The damaged guided-missile destroyer USS Fitzgerald (DDG-62) has left the U.S. naval base in Yokosuka, Japan on Friday to begin the trip to the U.S. Gulf Coast for more than a year of repairs.
Fitzgerald was towed from Yokosuka and is being loaded aboard the heavy lift transport Transshelf. The process is expected to take several days.
“In the months prior to her departure from Yokosuka, technicians and shipbuilders at Ship Repair Facility Yokosuka made significant progress in preparing the ship for the journey, including dewatering, defueling, hull and superstructure repairs, and placing key systems in layup maintenance,” read a statement from U.S. 7th Fleet.
“In October, she was moved from dry dock to a pier side location in anticipation of the move.”
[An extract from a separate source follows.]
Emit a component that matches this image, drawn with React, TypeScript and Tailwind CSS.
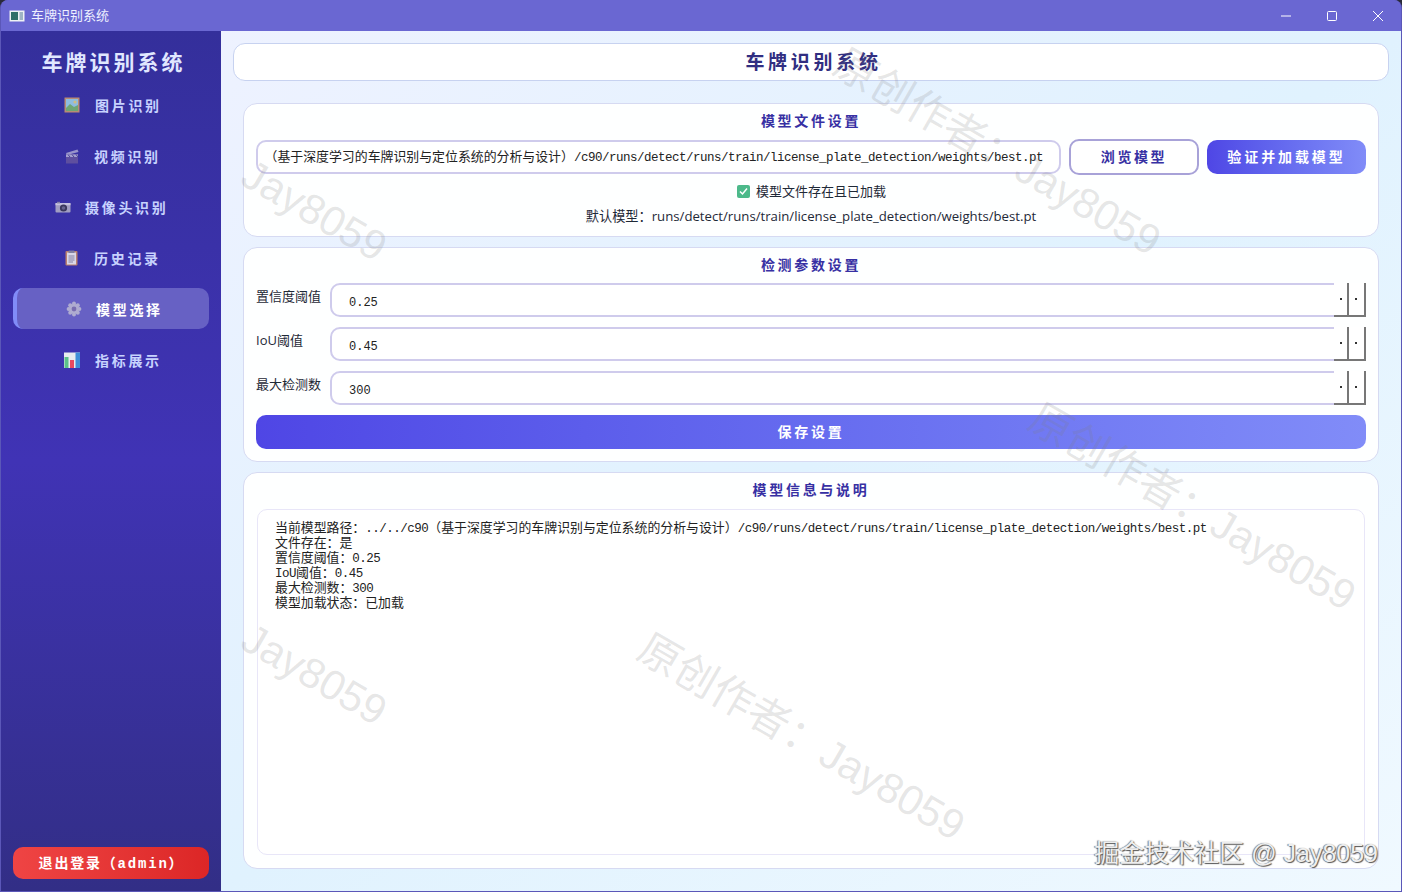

Fitzgerald has been at Yokosuka since June 17, following a fatal collision with the merchant ship ACX Crystal off the coast of Japan. Seven sailors were killed.
The cost of the repairs is estimated at about $367 million, according to a Navy cost estimate obtained by USNI News.
Guided missile USS John McCain (DDG-56) – which suffered its own fatal collision in August that killed ten sailors — has been in the Philippines for more than a month after it developed a crack in the hull during its heavy-lift transit to Yokosuka.